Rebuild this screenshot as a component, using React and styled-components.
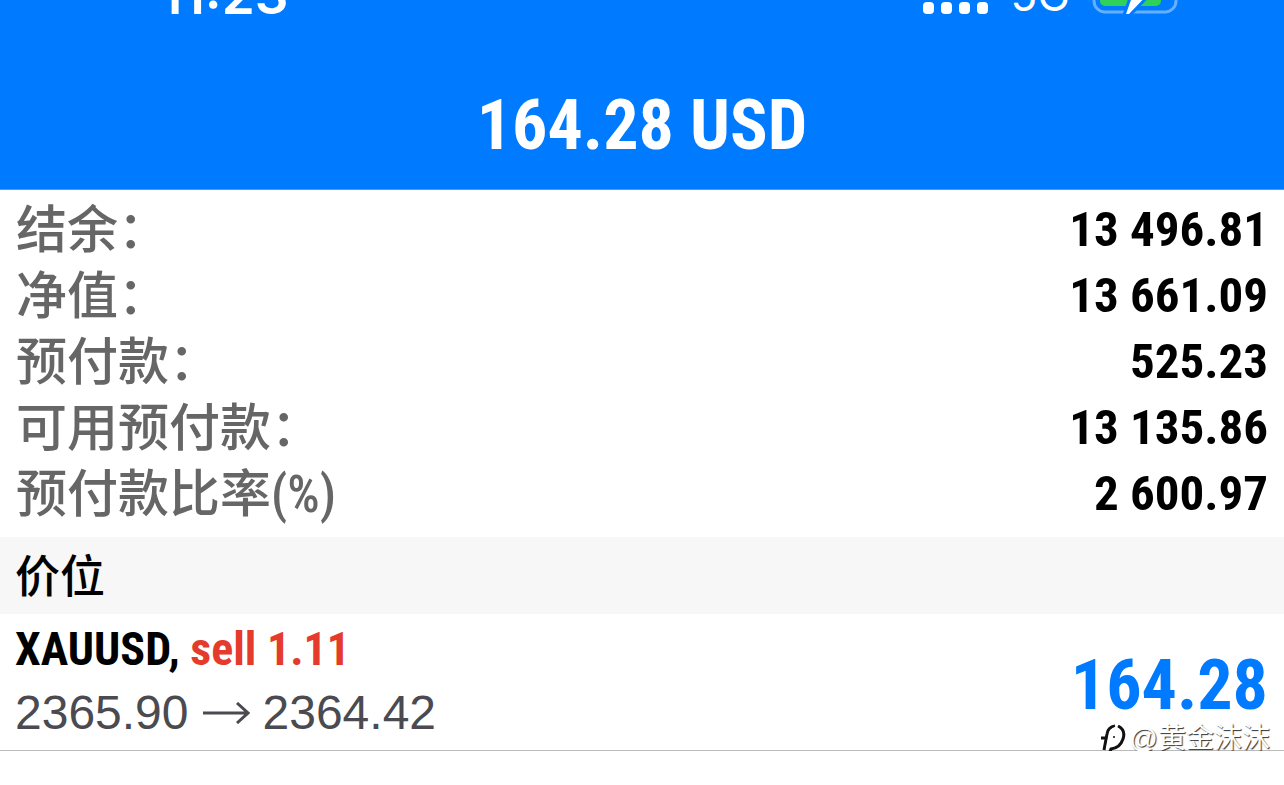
import React from "react";
import styled, { createGlobalStyle } from "styled-components";

const narrow = `"Roboto Condensed", "Liberation Sans Narrow", "Arial Narrow", "Liberation Sans", "Noto Sans CJK SC", sans-serif`;
const regular = `"Liberation Sans", "Noto Sans CJK SC", sans-serif`;

const summary = [
  { id: "balance", label: "结余：", value: "13 496.81" },
  { id: "equity", label: "净值：", value: "13 661.09" },
  { id: "margin", label: "预付款：", value: "525.23" },
  { id: "free", label: "可用预付款：", value: "13 135.86" },
  { id: "level", label: "预付款比率(%)", value: "2 600.97" },
];

const Battery = () => (
  <svg width="92" height="40" viewBox="0 0 92 40" aria-hidden="true">
    <rect x="2" y="1" width="82" height="37" rx="11" fill="none" stroke="#66b0ff" strokeWidth="3" />
    <rect x="8" y="7" width="61" height="25" rx="5" fill="#30d158" />
    <path d="M51 0 L28 23 H40 L34 40 H37 L60 16 H48 L55 0 Z" fill="#fff" stroke="#007aff" strokeWidth="6" />
    <path d="M51 0 L28 23 H40 L34 40 H37 L60 16 H48 L55 0 Z" fill="#fff" />
  </svg>
);

const Signal = () => (
  <svg width="65" height="12" viewBox="0 0 65 12" aria-hidden="true">
    {[0, 18, 36, 54].map((x) => (
      <rect key={x} x={x} width="11" height="12" rx="4" fill="#fff" />
    ))}
  </svg>
);

const Arrow = () => (
  <svg width="48" height="22" viewBox="0 0 48 22" aria-label="to">
    <path d="M1 11 H45 M35 1 L46 11 L35 21" fill="none" stroke="#4a4a50" strokeWidth="3" />
  </svg>
);

const WatermarkLogo = () => (
  <svg width="26" height="32" viewBox="0 0 26 32" aria-hidden="true">
    <g fill="none" stroke="#111">
      <path d="M4 27 L7 11 Q8 4 15 3 M1 15 H7" strokeWidth="3" />
      <path d="M18 3 Q26 7 23 16 Q20 25 11 26 L9 31" strokeWidth="3" />
    </g>
    <path d="M7 26 L10 12 Q11 6 15 5 Q22 6 20 14 Q18 22 11 23" fill="none" stroke="#fff" strokeWidth="2" />
    <circle cx="14" cy="14" r="1" fill="#111" />
  </svg>
);

export default function App() {
  return (
    <>
      <GlobalStyle />
      <Header>
        <StatusBar>
          <Clock>11:23</Clock>
          <StatusIcons>
            <Signal />
            <Network>5G</Network>
            <Battery />
          </StatusIcons>
        </StatusBar>
        <Title>164.28 USD</Title>
      </Header>
      <main>
        <Summary>
          {summary.map((item) => (
            <SummaryRow key={item.id}>
              <dt>{item.label}</dt>
              <dd>{item.value}</dd>
            </SummaryRow>
          ))}
        </Summary>
        <SectionTitle>价位</SectionTitle>
        <Position>
          <div>
            <Symbol>
              XAUUSD, <Side>sell 1.11</Side>
            </Symbol>
            <Prices>
              2365.90 <Arrow /> 2364.42
            </Prices>
          </div>
          <Profit>164.28</Profit>
          <Watermark>
            <WatermarkLogo />
            @黄金沫沫
          </Watermark>
        </Position>
      </main>
    </>
  );
}

const GlobalStyle = createGlobalStyle`
  * {
    box-sizing: border-box;
  }

  body {
    margin: 0;
    background: #fff;
    color: #000;
    font-family: ${narrow};
  }
`;

const Header = styled.header`
  padding-bottom: 24px;
  background: #007aff;
  border-bottom: 1px solid #4f9ae8;
  color: #fff;
  overflow: hidden;
`;

const StatusBar = styled.div`
  display: flex;
  justify-content: space-between;
  align-items: flex-end;
  height: 60px;
  margin-top: -36px;
  padding: 0 100px 10px 160px;
  font-family: Inter, "Liberation Sans", sans-serif;
`;

const Clock = styled.span`
  font-size: 53px;
  line-height: 38px;
  font-weight: 600;
`;

const StatusIcons = styled.div`
  display: flex;
  align-items: flex-end;
  gap: 22px;
`;

const Network = styled.span`
  font-size: 44px;
  line-height: 38px;
  font-weight: 400;
`;

const Title = styled.h1`
  margin: 61px 0 0;
  font-size: 70px;
  line-height: 80px;
  font-weight: 700;
  text-align: center;
`;

const Summary = styled.dl`
  margin: 0;
  padding: 7px 16px 10px;
`;

const SummaryRow = styled.div`
  display: flex;
  justify-content: space-between;
  height: 66px;

  dt {
    color: #666;
    font-size: 51px;
    line-height: 68px;
    font-weight: 500;
  }

  dd {
    margin: 0;
    font-size: 49px;
    line-height: 66px;
    font-weight: 700;
  }
`;

const SectionTitle = styled.h2`
  margin: 0;
  padding: 4px 15px 0;
  background: #f7f7f7;
  font-size: 45px;
  line-height: 73px;
  font-weight: 500;
`;

const Position = styled.section`
  position: relative;
  display: flex;
  justify-content: space-between;
  align-items: center;
  padding: 4px 16px 6px 15px;
  border-bottom: 1px solid #bbb;
`;

const Symbol = styled.div`
  font-size: 46px;
  line-height: 63px;
  font-weight: 700;
`;

const Side = styled.span`
  color: #e53b2c;
`;

const Prices = styled.div`
  display: flex;
  align-items: center;
  gap: 13px;
  color: #4a4a50;
  font-family: ${regular};
  font-size: 48px;
  line-height: 63px;
`;

const Profit = styled.div`
  padding-top: 8px;
  color: #007aff;
  font-size: 70px;
  line-height: 80px;
  font-weight: 700;
`;

/* sits over the divider under the position */
const Watermark = styled.div`
  position: absolute;
  right: 14px;
  bottom: -7px;
  display: flex;
  align-items: center;
  gap: 4px;
  color: #fff;
  font-family: ${regular};
  font-size: 28px;
  line-height: 36px;
  text-shadow: 1px 1px 1px #333;
`;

TASK BRIEF: Filter lines by "React" and return each hit.

EXERCISE RESPONSE:
Rebuild this screenshot as a component, using React and styled-components.
import React from "react";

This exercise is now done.